▸ Materials provided
>> Start

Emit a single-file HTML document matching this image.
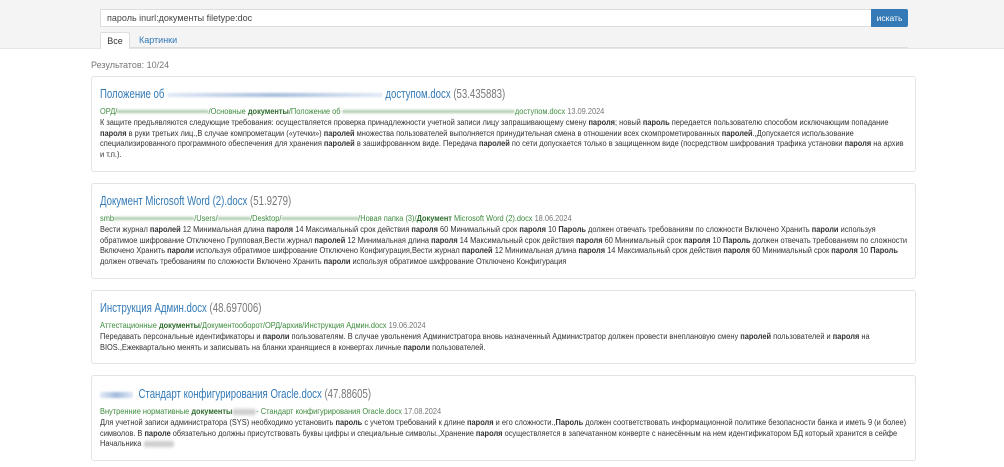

>> End
>> Start

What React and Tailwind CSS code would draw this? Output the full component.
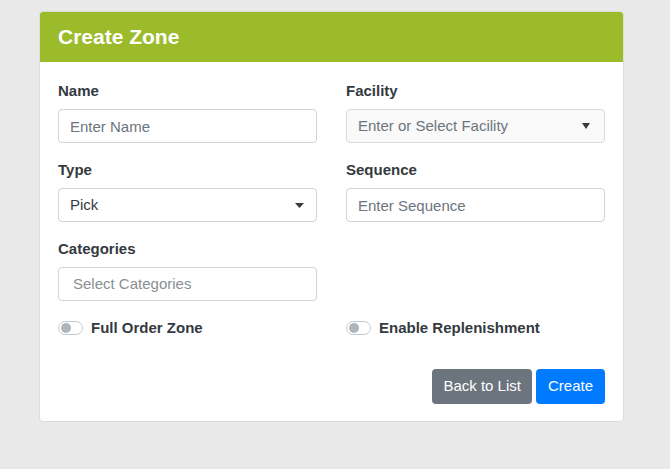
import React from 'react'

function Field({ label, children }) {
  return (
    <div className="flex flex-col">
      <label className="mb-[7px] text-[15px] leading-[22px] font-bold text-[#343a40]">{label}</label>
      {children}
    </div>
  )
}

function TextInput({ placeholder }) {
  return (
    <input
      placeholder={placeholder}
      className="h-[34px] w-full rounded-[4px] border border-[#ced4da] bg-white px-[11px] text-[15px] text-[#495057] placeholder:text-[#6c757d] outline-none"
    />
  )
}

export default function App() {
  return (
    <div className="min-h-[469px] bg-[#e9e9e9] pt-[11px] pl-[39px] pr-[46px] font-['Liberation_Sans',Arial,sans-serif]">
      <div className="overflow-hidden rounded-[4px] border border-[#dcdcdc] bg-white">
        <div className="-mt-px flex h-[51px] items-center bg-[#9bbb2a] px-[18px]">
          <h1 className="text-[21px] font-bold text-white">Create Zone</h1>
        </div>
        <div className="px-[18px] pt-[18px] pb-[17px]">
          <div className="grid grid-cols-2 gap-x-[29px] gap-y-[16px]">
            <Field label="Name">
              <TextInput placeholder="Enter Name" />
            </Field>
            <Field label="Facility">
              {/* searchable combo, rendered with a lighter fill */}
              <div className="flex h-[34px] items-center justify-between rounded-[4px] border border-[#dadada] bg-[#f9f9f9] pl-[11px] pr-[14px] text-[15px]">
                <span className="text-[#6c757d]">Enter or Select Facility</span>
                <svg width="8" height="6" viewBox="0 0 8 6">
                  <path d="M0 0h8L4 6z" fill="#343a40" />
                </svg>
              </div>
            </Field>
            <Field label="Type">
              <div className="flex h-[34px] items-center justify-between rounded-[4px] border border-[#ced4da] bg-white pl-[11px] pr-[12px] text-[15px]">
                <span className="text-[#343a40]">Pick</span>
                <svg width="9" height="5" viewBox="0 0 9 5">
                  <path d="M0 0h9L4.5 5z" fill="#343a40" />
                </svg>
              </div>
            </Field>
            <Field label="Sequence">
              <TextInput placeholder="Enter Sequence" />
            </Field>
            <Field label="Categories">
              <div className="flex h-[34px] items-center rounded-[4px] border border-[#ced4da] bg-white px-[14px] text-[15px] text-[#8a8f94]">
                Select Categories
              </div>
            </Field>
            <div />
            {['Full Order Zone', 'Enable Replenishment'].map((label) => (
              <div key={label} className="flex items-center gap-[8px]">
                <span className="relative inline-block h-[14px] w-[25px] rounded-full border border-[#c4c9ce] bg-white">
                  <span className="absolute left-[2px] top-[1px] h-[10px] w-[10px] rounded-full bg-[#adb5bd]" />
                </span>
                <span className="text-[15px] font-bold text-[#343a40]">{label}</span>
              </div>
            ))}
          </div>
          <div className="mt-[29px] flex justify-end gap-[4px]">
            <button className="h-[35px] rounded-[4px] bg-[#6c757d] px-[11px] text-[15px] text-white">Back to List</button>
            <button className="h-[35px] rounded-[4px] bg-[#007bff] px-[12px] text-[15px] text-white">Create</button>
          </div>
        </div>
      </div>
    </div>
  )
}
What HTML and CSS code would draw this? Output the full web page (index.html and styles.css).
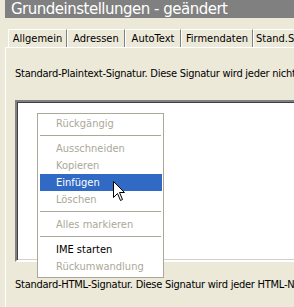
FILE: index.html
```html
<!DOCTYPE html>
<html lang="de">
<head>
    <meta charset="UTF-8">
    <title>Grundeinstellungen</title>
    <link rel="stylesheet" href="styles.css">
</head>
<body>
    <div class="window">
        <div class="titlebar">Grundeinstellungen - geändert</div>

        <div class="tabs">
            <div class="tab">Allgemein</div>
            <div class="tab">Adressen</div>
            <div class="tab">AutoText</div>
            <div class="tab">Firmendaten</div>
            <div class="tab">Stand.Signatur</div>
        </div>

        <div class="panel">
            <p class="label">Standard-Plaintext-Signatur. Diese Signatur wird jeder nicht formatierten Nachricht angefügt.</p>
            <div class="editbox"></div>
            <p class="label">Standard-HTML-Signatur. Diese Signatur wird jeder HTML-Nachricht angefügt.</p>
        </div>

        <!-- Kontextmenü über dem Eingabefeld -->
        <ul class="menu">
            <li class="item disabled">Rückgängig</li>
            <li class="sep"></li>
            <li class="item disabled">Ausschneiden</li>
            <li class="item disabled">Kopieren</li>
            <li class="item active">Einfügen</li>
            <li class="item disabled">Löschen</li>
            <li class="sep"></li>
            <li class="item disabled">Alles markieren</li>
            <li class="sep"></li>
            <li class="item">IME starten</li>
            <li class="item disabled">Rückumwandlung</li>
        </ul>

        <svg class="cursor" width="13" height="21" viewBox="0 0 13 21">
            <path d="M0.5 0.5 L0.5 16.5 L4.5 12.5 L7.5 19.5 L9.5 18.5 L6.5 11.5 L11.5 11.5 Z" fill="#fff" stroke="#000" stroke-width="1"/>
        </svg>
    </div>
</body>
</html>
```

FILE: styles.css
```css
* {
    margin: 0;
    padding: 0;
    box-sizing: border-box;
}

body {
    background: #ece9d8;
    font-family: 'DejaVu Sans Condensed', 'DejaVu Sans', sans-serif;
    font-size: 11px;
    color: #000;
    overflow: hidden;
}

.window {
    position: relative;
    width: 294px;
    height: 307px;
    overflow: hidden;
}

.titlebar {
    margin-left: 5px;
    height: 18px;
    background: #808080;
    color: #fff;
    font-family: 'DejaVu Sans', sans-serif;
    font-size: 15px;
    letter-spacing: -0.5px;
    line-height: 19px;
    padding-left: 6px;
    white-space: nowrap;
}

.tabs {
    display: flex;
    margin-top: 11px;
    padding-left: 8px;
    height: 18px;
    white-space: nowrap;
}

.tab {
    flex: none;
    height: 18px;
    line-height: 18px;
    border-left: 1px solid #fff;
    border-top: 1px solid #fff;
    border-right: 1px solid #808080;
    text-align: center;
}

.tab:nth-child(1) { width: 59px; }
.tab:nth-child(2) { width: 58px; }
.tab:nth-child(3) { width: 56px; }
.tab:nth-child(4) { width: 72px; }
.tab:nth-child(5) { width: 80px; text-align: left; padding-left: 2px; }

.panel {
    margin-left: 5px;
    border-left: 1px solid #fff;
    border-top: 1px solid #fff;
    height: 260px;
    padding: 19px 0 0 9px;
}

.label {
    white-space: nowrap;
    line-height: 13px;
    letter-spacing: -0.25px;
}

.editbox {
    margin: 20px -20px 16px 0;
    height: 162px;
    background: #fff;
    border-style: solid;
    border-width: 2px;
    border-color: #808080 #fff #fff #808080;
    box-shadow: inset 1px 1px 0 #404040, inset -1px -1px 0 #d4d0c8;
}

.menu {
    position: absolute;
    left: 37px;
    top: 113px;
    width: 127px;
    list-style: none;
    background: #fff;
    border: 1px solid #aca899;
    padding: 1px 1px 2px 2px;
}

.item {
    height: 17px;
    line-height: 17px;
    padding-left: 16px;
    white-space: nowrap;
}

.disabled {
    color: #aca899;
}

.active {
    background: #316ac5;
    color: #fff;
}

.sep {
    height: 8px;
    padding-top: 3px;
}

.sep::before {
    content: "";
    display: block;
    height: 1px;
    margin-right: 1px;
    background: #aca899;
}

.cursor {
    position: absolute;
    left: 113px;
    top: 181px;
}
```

>> End
>> Start

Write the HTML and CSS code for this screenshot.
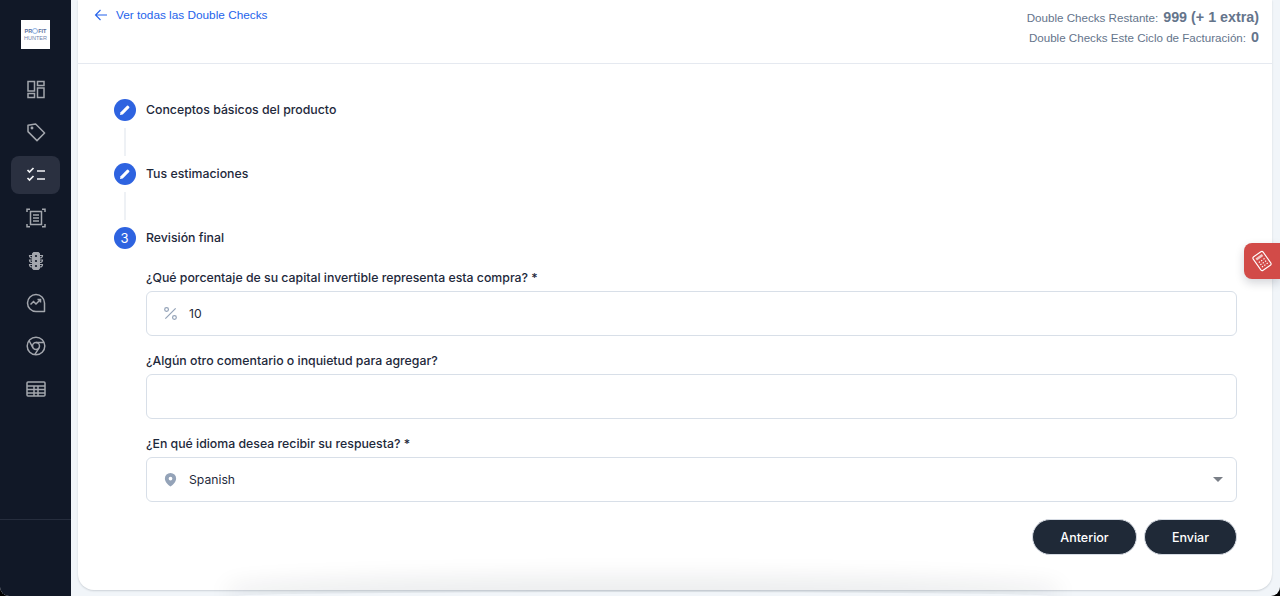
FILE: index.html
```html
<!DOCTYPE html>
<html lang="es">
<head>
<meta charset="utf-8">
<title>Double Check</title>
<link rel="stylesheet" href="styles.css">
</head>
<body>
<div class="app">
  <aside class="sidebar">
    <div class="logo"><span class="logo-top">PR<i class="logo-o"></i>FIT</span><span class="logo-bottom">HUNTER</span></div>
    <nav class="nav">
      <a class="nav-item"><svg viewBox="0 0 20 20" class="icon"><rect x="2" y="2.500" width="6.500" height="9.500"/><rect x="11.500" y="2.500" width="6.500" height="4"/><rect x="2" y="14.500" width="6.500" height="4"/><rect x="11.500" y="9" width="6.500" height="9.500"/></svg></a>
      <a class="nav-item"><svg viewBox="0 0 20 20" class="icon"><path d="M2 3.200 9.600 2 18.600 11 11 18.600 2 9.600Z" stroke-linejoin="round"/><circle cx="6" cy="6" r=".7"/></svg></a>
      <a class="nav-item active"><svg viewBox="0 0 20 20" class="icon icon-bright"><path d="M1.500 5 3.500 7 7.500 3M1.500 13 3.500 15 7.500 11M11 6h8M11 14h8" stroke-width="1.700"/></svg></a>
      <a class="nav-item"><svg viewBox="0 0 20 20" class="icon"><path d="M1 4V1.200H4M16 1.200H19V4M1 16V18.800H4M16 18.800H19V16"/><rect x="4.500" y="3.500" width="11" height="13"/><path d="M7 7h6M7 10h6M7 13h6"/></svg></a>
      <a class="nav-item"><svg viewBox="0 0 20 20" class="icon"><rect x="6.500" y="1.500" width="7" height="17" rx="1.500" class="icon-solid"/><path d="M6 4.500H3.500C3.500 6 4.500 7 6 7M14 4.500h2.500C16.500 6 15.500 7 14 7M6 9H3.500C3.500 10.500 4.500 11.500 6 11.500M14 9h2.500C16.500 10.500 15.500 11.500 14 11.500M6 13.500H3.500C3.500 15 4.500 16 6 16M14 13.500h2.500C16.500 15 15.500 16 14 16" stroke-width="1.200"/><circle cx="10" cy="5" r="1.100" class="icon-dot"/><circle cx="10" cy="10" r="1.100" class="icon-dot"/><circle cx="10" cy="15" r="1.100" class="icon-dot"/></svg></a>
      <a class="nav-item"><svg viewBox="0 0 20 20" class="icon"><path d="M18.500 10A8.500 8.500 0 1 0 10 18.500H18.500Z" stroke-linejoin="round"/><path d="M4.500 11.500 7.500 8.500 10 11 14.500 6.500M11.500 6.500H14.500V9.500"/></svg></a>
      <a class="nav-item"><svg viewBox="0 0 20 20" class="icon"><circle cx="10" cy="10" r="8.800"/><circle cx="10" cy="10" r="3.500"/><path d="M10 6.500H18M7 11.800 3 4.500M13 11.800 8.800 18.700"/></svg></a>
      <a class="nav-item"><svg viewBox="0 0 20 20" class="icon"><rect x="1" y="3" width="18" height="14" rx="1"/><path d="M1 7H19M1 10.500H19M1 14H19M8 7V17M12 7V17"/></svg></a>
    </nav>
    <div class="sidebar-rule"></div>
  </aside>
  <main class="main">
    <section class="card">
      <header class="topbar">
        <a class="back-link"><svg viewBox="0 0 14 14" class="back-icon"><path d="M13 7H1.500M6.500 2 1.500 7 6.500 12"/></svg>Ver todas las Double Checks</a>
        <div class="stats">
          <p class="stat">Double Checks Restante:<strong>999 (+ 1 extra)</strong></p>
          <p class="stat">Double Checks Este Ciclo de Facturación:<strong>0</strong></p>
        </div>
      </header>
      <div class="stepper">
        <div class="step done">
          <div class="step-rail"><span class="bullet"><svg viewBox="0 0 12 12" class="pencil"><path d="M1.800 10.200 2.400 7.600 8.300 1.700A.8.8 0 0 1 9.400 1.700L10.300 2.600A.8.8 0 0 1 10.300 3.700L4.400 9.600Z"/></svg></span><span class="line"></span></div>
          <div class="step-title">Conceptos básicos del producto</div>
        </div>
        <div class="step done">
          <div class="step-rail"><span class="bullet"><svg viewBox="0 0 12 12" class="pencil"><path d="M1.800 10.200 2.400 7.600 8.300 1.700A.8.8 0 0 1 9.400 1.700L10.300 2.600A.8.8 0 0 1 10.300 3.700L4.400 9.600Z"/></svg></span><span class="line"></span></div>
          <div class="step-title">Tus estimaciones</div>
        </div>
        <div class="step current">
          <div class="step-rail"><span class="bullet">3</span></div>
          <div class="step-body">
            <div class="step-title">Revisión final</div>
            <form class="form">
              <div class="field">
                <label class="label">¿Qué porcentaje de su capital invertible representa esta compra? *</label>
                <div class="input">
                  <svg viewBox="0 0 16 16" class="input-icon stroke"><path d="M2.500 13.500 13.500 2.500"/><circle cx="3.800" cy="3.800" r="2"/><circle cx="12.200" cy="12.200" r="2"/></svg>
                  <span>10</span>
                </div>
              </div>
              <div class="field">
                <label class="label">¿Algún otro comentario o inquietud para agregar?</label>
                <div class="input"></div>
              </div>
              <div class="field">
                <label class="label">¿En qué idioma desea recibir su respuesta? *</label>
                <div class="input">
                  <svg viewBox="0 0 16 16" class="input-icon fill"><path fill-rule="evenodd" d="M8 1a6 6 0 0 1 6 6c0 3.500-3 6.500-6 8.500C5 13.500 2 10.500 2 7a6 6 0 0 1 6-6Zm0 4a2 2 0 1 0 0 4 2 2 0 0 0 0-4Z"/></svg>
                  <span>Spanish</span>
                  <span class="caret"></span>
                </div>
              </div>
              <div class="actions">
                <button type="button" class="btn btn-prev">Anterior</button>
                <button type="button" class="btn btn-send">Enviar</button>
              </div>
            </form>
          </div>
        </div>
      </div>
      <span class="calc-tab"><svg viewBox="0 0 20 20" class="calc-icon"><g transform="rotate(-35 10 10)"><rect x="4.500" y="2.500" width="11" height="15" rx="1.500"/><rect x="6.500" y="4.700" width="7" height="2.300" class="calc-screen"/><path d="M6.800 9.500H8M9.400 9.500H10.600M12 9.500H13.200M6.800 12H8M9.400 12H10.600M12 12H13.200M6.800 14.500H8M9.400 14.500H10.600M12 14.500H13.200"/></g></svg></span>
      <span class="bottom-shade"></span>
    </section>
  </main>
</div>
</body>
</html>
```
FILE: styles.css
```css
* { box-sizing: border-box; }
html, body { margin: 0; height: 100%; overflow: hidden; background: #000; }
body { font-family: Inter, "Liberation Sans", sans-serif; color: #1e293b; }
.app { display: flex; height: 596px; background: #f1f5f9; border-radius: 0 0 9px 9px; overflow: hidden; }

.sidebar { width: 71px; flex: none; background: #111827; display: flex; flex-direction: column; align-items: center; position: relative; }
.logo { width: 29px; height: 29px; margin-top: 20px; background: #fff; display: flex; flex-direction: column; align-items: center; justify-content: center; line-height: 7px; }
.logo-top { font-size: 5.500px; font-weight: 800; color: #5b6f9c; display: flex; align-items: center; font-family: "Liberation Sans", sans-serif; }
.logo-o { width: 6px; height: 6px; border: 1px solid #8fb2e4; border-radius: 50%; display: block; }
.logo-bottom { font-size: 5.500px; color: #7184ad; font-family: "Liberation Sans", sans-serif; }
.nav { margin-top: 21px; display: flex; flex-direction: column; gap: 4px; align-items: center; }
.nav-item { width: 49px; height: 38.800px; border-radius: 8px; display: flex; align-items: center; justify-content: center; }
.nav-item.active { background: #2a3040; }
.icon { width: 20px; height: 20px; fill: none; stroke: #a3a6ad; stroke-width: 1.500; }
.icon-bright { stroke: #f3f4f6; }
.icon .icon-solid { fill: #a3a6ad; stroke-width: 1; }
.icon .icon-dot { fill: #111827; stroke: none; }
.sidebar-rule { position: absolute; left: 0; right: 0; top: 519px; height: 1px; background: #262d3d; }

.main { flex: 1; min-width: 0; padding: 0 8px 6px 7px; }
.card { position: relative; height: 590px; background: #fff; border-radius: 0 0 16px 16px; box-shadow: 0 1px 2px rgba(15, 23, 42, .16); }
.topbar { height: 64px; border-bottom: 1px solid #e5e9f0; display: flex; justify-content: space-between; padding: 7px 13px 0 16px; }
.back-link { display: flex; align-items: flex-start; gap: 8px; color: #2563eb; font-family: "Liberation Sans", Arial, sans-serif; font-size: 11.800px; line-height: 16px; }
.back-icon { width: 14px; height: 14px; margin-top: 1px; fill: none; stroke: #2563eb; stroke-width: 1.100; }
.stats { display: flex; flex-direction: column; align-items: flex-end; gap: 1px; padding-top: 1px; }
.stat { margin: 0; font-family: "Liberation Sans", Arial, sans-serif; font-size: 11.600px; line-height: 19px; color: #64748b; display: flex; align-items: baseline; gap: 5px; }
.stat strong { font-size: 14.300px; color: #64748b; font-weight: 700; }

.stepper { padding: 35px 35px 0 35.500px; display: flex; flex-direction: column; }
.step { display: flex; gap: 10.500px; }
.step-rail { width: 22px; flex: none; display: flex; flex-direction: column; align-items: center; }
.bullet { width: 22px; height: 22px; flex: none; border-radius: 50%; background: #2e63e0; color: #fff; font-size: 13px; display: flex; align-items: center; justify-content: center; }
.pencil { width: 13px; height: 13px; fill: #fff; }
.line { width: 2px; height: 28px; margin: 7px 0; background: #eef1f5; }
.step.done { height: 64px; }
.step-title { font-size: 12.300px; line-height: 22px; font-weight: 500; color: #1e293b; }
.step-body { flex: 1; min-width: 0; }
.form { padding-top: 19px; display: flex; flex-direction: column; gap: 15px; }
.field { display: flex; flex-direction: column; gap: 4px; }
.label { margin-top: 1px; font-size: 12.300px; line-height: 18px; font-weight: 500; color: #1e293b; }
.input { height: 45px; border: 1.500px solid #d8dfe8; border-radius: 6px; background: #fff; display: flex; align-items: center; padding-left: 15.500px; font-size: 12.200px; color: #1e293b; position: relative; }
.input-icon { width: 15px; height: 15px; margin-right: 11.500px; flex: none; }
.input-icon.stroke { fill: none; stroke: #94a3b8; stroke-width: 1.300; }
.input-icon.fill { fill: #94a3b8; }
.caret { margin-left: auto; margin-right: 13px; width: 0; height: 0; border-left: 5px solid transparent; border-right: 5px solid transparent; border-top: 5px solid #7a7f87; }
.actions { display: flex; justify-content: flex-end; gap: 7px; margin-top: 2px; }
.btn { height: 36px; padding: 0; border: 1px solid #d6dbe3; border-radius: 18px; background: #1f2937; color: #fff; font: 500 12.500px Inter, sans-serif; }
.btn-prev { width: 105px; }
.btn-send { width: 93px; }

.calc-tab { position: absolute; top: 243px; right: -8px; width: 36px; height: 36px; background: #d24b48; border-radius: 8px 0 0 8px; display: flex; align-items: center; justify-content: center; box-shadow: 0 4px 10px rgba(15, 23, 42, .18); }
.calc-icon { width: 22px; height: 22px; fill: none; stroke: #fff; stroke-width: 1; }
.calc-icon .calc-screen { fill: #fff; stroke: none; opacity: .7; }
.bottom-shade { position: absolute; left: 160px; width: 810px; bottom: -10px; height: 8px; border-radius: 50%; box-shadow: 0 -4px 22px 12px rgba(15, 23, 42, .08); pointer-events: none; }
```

>> End

▸ Your goal
Go over the records above and tally each line that includes "styles". Give the total by itself.

▸ Output for this exercise
5